Readers of these sketches will remember that I could not give the number of skeins of spun wool that constituted a day's work. An elderly lady, who knew in her girlhood days, all about the "big spinning wheel," the "dough boy"--a little stick used to keep the wheel in motion--"reels," "swifts," etc., informs me that sixteen "cuts" with four cuts to the skein of wool chain, or twenty "cuts" for "filling" spun more loosely, made a day's work. I also remember that when the spinning days came, there was always some girl in the immediate neighborhood who would win a reputation as a rapid manipulator of the "big wheel," and it is a fact--for I noticed it as a boy--that the fastest spinners always had plenty of beaux. How does this compare with the present day?
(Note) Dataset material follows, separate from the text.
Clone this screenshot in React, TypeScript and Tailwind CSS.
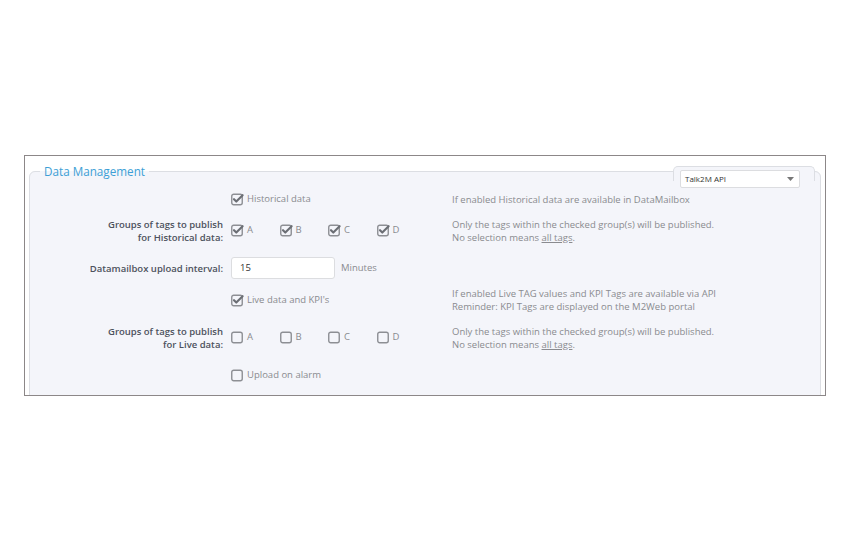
import React from 'react'

const FONT = { fontFamily: '"Open Sans", "Noto Sans", sans-serif' }

function Box({ checked }: { checked: boolean }) {
  return (
    <svg width="13" height="13" viewBox="0 0 13 13" className="flex-shrink-0">
      <rect x="0.75" y="1.25" width="10.5" height="10.5" rx="2" fill="none" stroke="#8d8f94" strokeWidth="1.4" />
      {checked && (
        <path d="M3 6.2 L5.3 8.6 L11.6 2.2" fill="none" stroke="#6b6e74" strokeWidth="2.1" strokeLinecap="round" strokeLinejoin="round" />
      )}
    </svg>
  )
}

function Check({ label, checked }: { label: string; checked: boolean }) {
  return (
    <div className="flex items-center gap-[3px]">
      <Box checked={checked} />
      <span className="text-[9.5px] text-[#8a8b8f]">{label}</span>
    </div>
  )
}

function Groups({ checked }: { checked: boolean }) {
  return (
    <div className="grid grid-cols-4 w-[194px]">
      {['A', 'B', 'C', 'D'].map((g) => (
        <Check key={g} label={g} checked={checked} />
      ))}
    </div>
  )
}

function Row({ h, label, children, help }: { h: string; label?: React.ReactNode; children: React.ReactNode; help?: React.ReactNode }) {
  return (
    <div className={`grid grid-cols-[201px_221px_1fr] items-center ${h}`}>
      <div className="pr-[8px] text-right text-[9.5px] leading-[13px] font-semibold text-[#4d525d]">{label}</div>
      <div>{children}</div>
      <div className="text-[9.5px] leading-[13px] text-[#8a8b8f]">{help}</div>
    </div>
  )
}

const NoSel = (
  <>
    Only the tags within the checked group(s) will be published.
    <br />
    No selection means <span className="underline">all tags</span>.
  </>
)

export default function App() {
  return (
    <div className="w-[850px] h-[552px] bg-white pt-[155px] pl-[24px]" style={FONT}>
      <div className="w-[802px] h-[241px] border border-[#8c8788] bg-white overflow-hidden pt-[7px] px-[4px]">
        <fieldset className="relative h-[300px] border border-[#dcdee3] rounded-tl-[6px] rounded-tr-[6px] bg-[#f4f5fa] pt-[7px]">
          <legend className="ml-[10px] px-[4px] text-[11.7px] leading-[16px] text-[#3d9fd6]">Data Management</legend>

          {/* select tab */}
          <div className="absolute top-[-13px] right-[5px] w-[142px] h-[15px] border-t border-l border-r border-[#dcdee3] rounded-t-[5px] bg-[#f4f5fa] pl-[6px] pt-[3px]">
            <div className="w-[120px] h-[18px] bg-white border border-[#dcdde0] rounded-[2px] flex items-center justify-between pl-[4px] pr-[5px]">
              <span className="text-[8px] text-[#333]">Talk2M API</span>
              <svg width="7" height="4" viewBox="0 0 7 4">
                <path d="M0 0 L7 0 L3.5 4 Z" fill="#777" />
              </svg>
            </div>
          </div>

          <Row h="h-[26px]" help="If enabled Historical data are available in DataMailbox">
            <Check label="Historical data" checked />
          </Row>
          <Row
            h="h-[37px]"
            label={<>Groups of tags to publish<br />for Historical data:</>}
            help={NoSel}
          >
            <Groups checked />
          </Row>
          <Row h="h-[38px]" label="Datamailbox upload interval:">
            <div className="flex items-center gap-[6px]">
              <div className="w-[104px] h-[22px] bg-white border border-[#dcdde0] rounded-[3px] flex items-center pl-[8px] text-[9.5px] text-[#333]">15</div>
              <span className="text-[9.5px] text-[#8a8b8f]">Minutes</span>
            </div>
          </Row>
          <Row
            h="h-[25px]"
            help={<>If enabled Live TAG values and KPI Tags are available via API<br />Reminder: KPI Tags are displayed on the M2Web portal</>}
          >
            <Check label="Live data and KPI's" checked />
          </Row>
          <Row
            h="h-[51px]"
            label={<>Groups of tags to publish<br />for Live data:</>}
            help={NoSel}
          >
            <Groups checked={false} />
          </Row>
          <Row h="h-[24px]">
            <Check label="Upload on alarm" checked={false} />
          </Row>
        </fieldset>
      </div>
    </div>
  )
}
Yet it is a bona-fide fact!

It should be born in mind that in these sketches I am writing of what came under my own observation, and not what was seen about the same period by some other individual and looked at in a different light and with different environments; but I want once again to say that I have been more than pleased at the many compliments I have received from many dear and revered friends of my boyhood and earlier manhood days. They do this in many ways; by sending word or personally requesting me to keep them up; by writing me from distant states telling what deep interest they take in them,. and how they remind them of the "old home back in Indiana," and in person when they meet me on the streets, I never for a moment dreamed these sketches of early times--hastily written as they needs must be--would "take" so well. Indeed I only contemplated at the start of wring four or five articles; but it is now fully seven months, without missing a single number that they have appeared in each issue of THE INDIANIAN during that time. I am surprised both ways --that is, in keeping them going so long, and also in the manner in which they have been received by old friends everywhere.